In the course of further discussion we came to
common conclusions that the difficult situation dictated the necessity of
creating in some form a state defense committee, which would be authorized
to mobilize all forces of the country for the defense of the revolution; of
organizing the highest military command, and at a minimum, of two fronts (Northern
and Eastern) with corresponding command and headquarters structures.
We also agreed that the current structuring of
the armed forces should be reorganized in the future according to modern military
concepts applicable to Ethiopian realities. However, the military incompetence
of the officer corps and conservatism of a certain part of it present obstacles
to this restructuring.
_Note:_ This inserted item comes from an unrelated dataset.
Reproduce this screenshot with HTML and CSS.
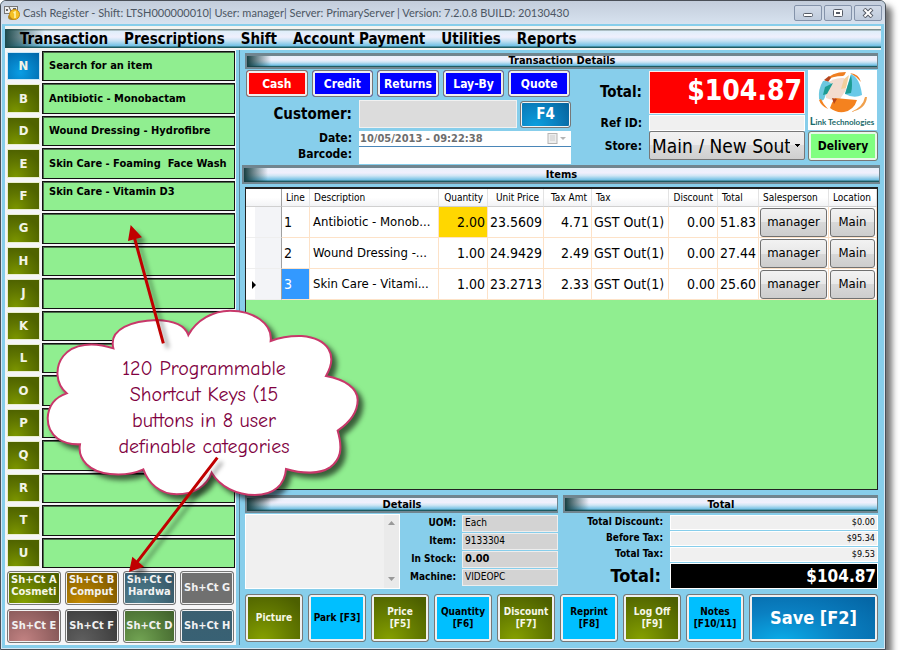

For example, the General Staff currently nurtures ideas
of creating tank divisions and an anti-aircraft defense system of the country
by removing those kinds of weapons (tanks, anti-aircraft launchers) from existing
infantry divisions.
On July 16 the Cuban comrades found out that at
the last moment before the group of [PMAC General Secretary] Fikre Selassie
Wogderes was about to leave for Moscow it was decided to ask the Soviet Union
to supply tanks, armored cars, and the like at a time when they have not yet
prepared their cadres for work with the technology they were receiving from
the Soviet Union according to the agreements signed earlier. Arnaldo Ochoa
told Mengistu that such a light-headed approach to serious business might
undermine the prestige of the Military Council. Arnaldo Ochoa had the feeling
that Mengistu understood what he meant.
Another example of such a light-headed, even irresponsible,
approach to the military questions is the idea that somebody is suggesting
to Mengistu about the necessity of preparation of a offensive on Hargeisa
(Somalia), which would give Somalia a reason to start a more massive offensive
in the Ogaden with tanks and aircraft, not to mention the catastrophic political
consequences of such a step for Ethiopia.
Arnaldo Ochoa said that the military failures in
Eritrea led to certain disagreements within the PMAC. A significant part of
the Council proposes that they should now, before any military measures are
taken, try once more to engage in negotiations with the Eritrean organizations.
The majority of the Council, however, thinks that in the existing circumstances,
when the separatists are on the offensive, they would not agree to negotiations,
or they would present ultimata demanding the separation of Eritrea. Therefore,
the majority of the Council believes a combination of military and political
measures should be undertaken, i.e. to propose negotiations to the Eritrean
organizations only after having achieved some military successes.
Arnaldo Ochoa also informed me that in one of their
recent conversations Mengistu said that Ethiopian-Chinese relations were becoming
more and more complicated with every day. The PMAC found out that the PRC
was providing military assistance to the People's Front of Eritrean Liberation.
In relation to this, the PMAC made a decision to limit all relations with
Beijing to the minimum without engaging in an open confrontation, and to devise
measures against Chinese ideological penetration in Ethiopia.
AMBASSADOR
OF THE USSR
IN
SOCIALIST ETHIOPIA
[signature]
/A RATANOV/
[Source:
TsKhSD, f. 5, op. 73, d. 1637, ll. 141-146; translated by S. Savranskaya.]